An evaluation committee of executives from academia, government, the media and the private sector reviewed and scored all nominations submitted online for the Digital Government Awards. The deadline for nominations was Jan. 10, 2004. The awards are co-presented by Accenture and the MIT Media Labs, teaming to spotlight high performers in government and higher education. Additional information is available at the Digital Government Awards Web site, www.digitalgovawards.org.
Accenture is a global management consulting, technology services and outsourcing company. Committed to delivering innovation, Accenture collaborates with its clients to help them become high-performance businesses and governments. With deep industry and business process expertise, broad global resources and a proven track record, Accenture can mobilize the right people, skills, and technologies to help clients improve their performance. With approximately 86,000 people in 48 countries, the company generated net revenues of US$11.8 billion for the fiscal year ended Aug. 31, 2003. Its home page is www.accenture.com.
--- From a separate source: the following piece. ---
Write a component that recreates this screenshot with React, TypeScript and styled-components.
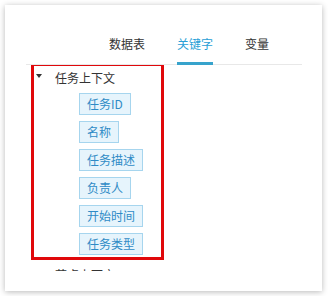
import React from "react";
import styled, { createGlobalStyle } from "styled-components";

const GlobalStyle = createGlobalStyle`
  html, body {
    margin: 0;
    padding: 0;
    background: #fff;
    font-family: "Noto Sans CJK SC", "Noto Sans", sans-serif;
  }
`;

const Page = styled.div`
  padding: 5px;
`;

const Card = styled.div`
  width: 317px;
  height: 286px;
  background: #fff;
  box-shadow: 0 1px 6px rgba(0, 0, 0, 0.28);
  padding: 0 20px 20px 21px;
  box-sizing: border-box;
  display: flex;
  flex-direction: column;
`;

const TabBar = styled.div`
  height: 60px;
  box-sizing: border-box;
  border-bottom: 1px solid #e8e8e8;
  display: flex;
  justify-content: flex-end;
  align-items: flex-end;
  gap: 32px;
  padding-right: 33px;
  flex-shrink: 0;
`;

interface TabProps {
  $active?: boolean;
}

const Tab = styled.div<TabProps>`
  font-size: 12px;
  line-height: 20px;
  padding-bottom: 8px;
  margin-bottom: -1px;
  color: ${(p) => (p.$active ? "#2a9fd6" : "#333")};
  border-bottom: 3px solid ${(p) => (p.$active ? "#37a3cc" : "transparent")};
`;

const Content = styled.div`
  flex: 1;
  overflow: hidden;
`;

interface GroupProps {
  $highlight?: boolean;
}

const Group = styled.div<GroupProps>`
  margin-left: 5px;
  width: 133px;
  box-sizing: border-box;
  border: 3px solid ${(p) => (p.$highlight ? "#e0080b" : "transparent")};
  margin-top: ${(p) => (p.$highlight ? "-2px" : "0")};
  padding: 0 0 2px 2px;
`;

const Header = styled.div`
  display: flex;
  align-items: center;
  height: 22px;
  font-size: 12px;
  color: #333;
`;

const Caret = styled.span`
  width: 0;
  height: 0;
  border-left: 3px solid transparent;
  border-right: 3px solid transparent;
  border-top: 4px solid #333;
  margin-top: -3px;
  margin-right: 13px;
`;

const ChipList = styled.div`
  display: flex;
  flex-direction: column;
  align-items: flex-start;
  gap: 6px;
  padding: 5px 0 0 43px;
`;

const Chip = styled.div`
  height: 22px;
  box-sizing: border-box;
  padding: 0 7px;
  border: 1px solid #a6d5ee;
  background: #e6f4fc;
  color: #2f8bc6;
  font-size: 12px;
  line-height: 20px;
  white-space: nowrap;
`;

const groups = [
  {
    title: "任务上下文",
    items: ["任务ID", "名称", "任务描述", "负责人", "开始时间", "任务类型"],
  },
  { title: "节点上下文", items: [] as string[] },
];

export default function App() {
  return (
    <>
      <GlobalStyle />
      <Page>
        <Card>
          <TabBar>
            <Tab>数据表</Tab>
            <Tab $active>关键字</Tab>
            <Tab>变量</Tab>
          </TabBar>
          <Content>
            {groups.map((g, i) => (
              <Group key={g.title} $highlight={i === 0}>
                <Header>
                  <Caret />
                  {g.title}
                </Header>
                {g.items.length > 0 && (
                  <ChipList>
                    {g.items.map((it) => (
                      <Chip key={it}>{it}</Chip>
                    ))}
                  </ChipList>
                )}
              </Group>
            ))}
          </Content>
        </Card>
      </Page>
    </>
  );
}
Massachusetts Institute of Technology—a coeducational, privately endowed research university—is dedicated to advancing knowledge and educating students in science, technology, and other areas of scholarship that will best serve the nation and the world in the 21st century. The Institute has more than 900 faculty and nearly 10,000 undergraduate and graduate students, and is organized into five Schools—Architecture and Planning, Engineering, Humanities, Arts, and Social Sciences, Management, and Science—and the Whitaker College of Health Sciences and Technology.
The MIT E-Commerce Architecture Program (eCAP), at ecitizen.mit.edu, acts as the point of contact at MIT for this collaboration. eCAP is an initiative to explore the legal, business and technical inputs to information architecture. eCommerce is understood broadly to include retail, business, healthcare, government, banking, real estate and education as conducted online.